McLaren was not hopeful that we were up to those challenges, in his final years, based on the regressive forces he saw arrayed against scientific understanding.
In 1992, McLaren joined 1,700 scientists endorsing the World Scientists’ Warning to Humanity. Ten years later, we were no closer to addressing the issues and the corporate-funded disinformation campaign designed to stall progress had proliferated.
We are now almost another decade beyond this critical point. What can be done?
Immerse yourself in hope … and action.
Personal transportation choices have the potential to affect tremendous changes. Ride a bike. Use public transit. Lobby for the expansion of bike lanes, fast transit and trains.
Can you move closer to work and amenities? Impossible? How possible would it be for you to continue your present car commute when gasoline hits $2 or $3 per litre? Think ahead.
All our energy decisions have impacts far beyond our personal sphere. Recognizing our connection to the BP oil spill (marked yesterday by its 1-year anniversary), groundwater contamination caused by shale gas fracking, or the killing of a salmon river by a gasoline spill, is the kind of awakening that can ignite change.
Join the future
I am most encouraged by the activism of young people–those who will inherit this planet. It is still a marvel, in all its tattered glory.
Alternatives are available. New directions, innovative ideas and economic models await, but are stalled by bureaucratic inertia and corruption.

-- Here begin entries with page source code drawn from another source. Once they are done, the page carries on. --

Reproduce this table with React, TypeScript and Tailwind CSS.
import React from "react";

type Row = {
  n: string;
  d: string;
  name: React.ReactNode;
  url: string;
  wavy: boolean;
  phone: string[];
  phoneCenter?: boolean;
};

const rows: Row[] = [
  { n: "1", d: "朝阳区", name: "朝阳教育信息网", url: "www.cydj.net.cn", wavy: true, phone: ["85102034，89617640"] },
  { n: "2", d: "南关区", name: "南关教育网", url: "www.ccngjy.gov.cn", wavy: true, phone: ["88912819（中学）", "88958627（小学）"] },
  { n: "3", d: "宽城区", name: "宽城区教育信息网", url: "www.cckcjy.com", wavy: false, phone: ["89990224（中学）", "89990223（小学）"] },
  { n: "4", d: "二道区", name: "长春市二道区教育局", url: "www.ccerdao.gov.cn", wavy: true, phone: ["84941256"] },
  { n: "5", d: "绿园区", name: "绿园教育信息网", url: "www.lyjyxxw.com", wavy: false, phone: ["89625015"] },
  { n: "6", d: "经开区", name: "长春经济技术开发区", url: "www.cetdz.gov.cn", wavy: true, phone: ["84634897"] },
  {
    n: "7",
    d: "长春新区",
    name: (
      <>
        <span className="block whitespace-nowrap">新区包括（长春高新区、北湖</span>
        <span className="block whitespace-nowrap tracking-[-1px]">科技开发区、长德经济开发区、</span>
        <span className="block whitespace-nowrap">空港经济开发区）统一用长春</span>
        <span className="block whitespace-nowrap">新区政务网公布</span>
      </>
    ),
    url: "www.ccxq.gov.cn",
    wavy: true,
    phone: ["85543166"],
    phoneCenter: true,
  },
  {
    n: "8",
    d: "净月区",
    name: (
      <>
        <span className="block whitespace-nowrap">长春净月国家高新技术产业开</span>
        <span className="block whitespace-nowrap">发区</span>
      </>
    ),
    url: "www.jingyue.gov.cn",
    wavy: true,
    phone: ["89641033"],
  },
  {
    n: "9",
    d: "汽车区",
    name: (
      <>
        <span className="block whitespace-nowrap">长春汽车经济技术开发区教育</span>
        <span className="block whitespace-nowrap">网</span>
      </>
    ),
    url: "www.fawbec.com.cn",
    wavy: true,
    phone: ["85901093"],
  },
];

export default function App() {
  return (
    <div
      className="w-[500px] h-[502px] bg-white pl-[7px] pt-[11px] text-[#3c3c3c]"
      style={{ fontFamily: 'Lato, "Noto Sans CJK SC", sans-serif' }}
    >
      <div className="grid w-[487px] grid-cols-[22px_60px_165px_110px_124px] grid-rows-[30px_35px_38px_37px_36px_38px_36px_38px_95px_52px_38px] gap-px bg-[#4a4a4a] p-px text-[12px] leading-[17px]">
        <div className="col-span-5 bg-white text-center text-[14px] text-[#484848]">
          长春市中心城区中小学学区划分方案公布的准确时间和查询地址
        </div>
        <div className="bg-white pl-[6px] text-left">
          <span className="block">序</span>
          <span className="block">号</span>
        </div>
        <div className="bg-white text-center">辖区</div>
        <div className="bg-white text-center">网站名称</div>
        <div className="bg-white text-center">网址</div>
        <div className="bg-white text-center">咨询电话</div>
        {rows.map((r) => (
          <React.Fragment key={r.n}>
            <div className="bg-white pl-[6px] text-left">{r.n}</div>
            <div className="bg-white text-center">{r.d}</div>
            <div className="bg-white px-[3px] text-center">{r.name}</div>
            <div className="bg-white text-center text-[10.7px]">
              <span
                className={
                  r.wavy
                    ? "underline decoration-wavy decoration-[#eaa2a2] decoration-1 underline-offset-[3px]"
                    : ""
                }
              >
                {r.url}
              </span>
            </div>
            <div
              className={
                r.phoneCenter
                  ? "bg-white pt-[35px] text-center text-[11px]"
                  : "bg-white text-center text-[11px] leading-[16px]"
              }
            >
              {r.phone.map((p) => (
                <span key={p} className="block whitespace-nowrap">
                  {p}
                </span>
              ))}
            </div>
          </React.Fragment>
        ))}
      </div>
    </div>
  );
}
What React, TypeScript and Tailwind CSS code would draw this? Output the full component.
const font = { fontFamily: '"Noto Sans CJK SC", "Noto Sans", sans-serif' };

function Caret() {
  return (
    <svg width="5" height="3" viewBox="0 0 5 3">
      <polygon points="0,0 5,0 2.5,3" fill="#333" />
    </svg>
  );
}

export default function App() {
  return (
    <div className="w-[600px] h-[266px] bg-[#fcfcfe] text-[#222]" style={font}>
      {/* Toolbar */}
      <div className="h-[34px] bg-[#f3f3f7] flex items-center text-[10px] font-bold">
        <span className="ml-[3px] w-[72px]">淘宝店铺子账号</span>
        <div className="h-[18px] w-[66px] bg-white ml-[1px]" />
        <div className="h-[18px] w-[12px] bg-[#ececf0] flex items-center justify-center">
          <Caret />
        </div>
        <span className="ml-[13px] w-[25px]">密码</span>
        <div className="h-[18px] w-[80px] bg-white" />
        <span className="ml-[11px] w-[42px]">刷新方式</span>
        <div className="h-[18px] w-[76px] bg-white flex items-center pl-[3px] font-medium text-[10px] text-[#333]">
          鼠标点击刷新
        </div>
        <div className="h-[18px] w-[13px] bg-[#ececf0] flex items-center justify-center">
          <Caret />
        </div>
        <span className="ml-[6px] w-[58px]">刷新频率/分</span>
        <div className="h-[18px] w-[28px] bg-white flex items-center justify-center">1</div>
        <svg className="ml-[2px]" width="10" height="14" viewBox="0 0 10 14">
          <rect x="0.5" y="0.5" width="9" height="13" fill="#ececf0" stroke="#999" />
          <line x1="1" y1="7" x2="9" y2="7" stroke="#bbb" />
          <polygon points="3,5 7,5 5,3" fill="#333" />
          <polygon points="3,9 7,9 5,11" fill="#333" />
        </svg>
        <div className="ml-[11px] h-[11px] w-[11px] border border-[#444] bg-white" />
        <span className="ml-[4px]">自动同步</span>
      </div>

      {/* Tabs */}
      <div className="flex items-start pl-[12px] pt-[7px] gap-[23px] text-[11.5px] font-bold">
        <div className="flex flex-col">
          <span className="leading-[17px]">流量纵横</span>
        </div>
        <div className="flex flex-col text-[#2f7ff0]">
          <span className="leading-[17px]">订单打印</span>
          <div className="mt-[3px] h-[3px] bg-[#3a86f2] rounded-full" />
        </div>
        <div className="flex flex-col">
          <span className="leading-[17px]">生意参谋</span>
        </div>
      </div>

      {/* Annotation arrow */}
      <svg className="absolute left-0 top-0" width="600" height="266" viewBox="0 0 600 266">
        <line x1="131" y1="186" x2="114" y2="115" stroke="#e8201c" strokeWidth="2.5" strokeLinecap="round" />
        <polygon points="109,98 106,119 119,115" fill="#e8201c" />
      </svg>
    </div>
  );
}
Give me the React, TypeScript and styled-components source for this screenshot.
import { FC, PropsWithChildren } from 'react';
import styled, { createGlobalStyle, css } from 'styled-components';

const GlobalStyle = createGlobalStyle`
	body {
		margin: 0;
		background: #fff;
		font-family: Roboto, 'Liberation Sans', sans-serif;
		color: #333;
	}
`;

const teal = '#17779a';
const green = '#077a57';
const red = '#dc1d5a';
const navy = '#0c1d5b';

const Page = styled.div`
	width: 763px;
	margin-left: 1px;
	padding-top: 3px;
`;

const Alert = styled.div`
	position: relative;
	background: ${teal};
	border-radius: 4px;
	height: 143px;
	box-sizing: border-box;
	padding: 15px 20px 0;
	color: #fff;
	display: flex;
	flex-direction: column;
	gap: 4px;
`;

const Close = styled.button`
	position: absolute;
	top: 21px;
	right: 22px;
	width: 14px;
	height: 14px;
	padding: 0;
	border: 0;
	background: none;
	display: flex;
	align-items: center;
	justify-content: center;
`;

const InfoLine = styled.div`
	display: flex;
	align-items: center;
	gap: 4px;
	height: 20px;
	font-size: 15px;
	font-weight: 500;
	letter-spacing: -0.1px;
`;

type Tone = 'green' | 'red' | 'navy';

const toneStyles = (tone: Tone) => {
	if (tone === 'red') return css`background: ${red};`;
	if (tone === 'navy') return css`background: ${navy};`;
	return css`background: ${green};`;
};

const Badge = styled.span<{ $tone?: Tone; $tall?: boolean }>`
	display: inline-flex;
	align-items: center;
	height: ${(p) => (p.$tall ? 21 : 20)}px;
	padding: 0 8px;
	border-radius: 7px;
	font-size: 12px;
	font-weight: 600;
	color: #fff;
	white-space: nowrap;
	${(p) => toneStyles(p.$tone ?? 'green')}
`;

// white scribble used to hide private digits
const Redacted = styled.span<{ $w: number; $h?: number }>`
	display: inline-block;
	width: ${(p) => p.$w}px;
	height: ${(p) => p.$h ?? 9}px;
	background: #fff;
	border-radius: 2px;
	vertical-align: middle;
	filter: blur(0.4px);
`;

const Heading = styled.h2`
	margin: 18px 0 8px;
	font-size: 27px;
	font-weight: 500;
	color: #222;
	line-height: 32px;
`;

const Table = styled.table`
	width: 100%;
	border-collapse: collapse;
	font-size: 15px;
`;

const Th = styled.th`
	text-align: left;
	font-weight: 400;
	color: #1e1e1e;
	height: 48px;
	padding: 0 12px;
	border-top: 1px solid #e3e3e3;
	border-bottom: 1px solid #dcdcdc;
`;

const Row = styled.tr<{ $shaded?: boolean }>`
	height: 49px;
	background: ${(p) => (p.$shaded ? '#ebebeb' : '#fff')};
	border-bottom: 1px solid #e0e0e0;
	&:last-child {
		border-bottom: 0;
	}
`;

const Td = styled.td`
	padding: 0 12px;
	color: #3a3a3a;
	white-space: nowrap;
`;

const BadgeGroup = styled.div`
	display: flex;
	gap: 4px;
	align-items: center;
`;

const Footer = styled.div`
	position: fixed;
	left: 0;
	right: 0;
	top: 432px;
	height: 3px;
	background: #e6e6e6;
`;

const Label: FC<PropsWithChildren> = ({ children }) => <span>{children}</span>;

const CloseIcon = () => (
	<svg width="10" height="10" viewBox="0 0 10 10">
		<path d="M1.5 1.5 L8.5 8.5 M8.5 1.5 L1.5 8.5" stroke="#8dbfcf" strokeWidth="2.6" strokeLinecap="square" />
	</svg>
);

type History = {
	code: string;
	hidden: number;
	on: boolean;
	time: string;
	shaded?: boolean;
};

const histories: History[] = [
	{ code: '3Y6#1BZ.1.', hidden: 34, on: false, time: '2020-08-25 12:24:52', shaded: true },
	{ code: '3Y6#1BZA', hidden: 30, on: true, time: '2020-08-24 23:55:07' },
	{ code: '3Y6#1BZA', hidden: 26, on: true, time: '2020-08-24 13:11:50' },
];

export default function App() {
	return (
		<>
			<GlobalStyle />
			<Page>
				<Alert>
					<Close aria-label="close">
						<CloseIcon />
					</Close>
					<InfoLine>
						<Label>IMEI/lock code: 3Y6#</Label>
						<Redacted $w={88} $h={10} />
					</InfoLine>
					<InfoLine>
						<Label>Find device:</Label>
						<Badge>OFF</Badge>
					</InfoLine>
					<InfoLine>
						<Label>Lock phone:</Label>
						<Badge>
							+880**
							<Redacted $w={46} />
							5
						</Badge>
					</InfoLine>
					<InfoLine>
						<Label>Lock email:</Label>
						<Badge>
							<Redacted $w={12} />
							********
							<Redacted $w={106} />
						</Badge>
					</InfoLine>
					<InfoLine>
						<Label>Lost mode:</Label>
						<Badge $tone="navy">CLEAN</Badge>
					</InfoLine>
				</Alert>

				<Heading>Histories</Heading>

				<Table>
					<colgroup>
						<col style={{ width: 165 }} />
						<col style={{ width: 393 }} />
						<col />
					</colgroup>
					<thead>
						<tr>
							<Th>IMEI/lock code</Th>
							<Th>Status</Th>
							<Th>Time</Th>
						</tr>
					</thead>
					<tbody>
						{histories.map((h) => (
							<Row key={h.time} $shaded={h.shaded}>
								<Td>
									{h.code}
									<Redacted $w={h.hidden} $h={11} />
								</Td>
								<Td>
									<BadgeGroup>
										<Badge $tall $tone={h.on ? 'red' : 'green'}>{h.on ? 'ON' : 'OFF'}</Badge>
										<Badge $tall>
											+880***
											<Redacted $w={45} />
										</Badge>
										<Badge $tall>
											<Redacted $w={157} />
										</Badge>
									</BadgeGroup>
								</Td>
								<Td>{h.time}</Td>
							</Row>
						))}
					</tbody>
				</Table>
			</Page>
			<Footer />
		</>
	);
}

Familiarize yourself with the platform (and record) of political parties soliciting your vote.
The most pressing need is to rebuke governments that pretend to represent all people while serving interests that put short-term profit ahead of ecological sustainability, while cynically blocking the scientific information we need to make informed choices.
In the next election, make your vote count for our planet.